I have a confession: I have never had Nutella before this popsicle. I blame my mom, she would have never let us kids have a chocolate spread as "part of a nutritious breakfast." After all, Nutella is made by Ferrero, which makes Ferrero Rocher chocolates. So I am sure, to my mother, Nutella was tantamount to slathering melted hershey kisses over toast.
Actually, now that I've tasted Nutella, it is just like that, only better.
We know that Nutella is basically a tub of spreadable candy bars, so rather than the breakfast table, let's make dessert with it!
I've seen Nutella fudge pops lurking around the web, and I wanted to make one myself. Most of the recipes called for chocolate milk and use a higher ratio of milk to Nutella, but I wanted tons of Nutella in mine, and I wasn't about to hunt down chocolate hazelnut milk. I think the more concentrated amount of Nutella made the popsicles nice and creamy. Mr. Mochi and my brother raved about the texture, which was very smooth unlike most popsicles which are icier.

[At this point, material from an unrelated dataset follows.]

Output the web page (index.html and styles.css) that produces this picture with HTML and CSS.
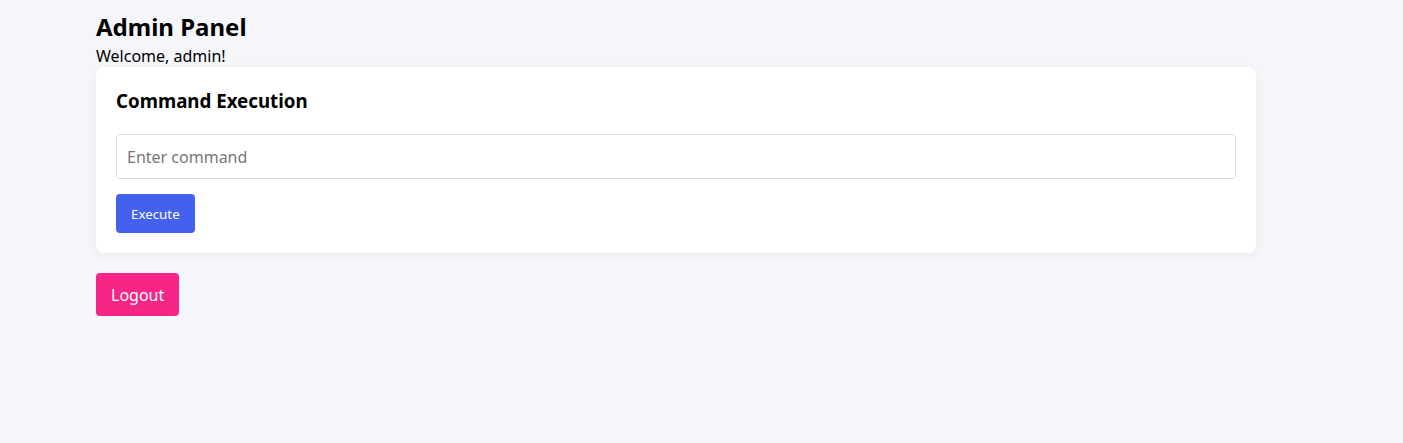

I don't think this really counts as a recipe, but all the haters can shush.
1/2 cup Nutella
1/2 cup milk
I heated the milk until warm (about 15 seconds or so) in the microwave so that the Nutella and milk would mix easier. Whisk together until the Nutella has completely dissolved into the milk, and then pour into your popsicle molds. Place in freezer for about 1 hour, then insert popsicle sticks. Freeze overnight or until firm. One cup was perfect for filling three 3 ounce dixie cups, but this recipe can be easily doubled or tripled.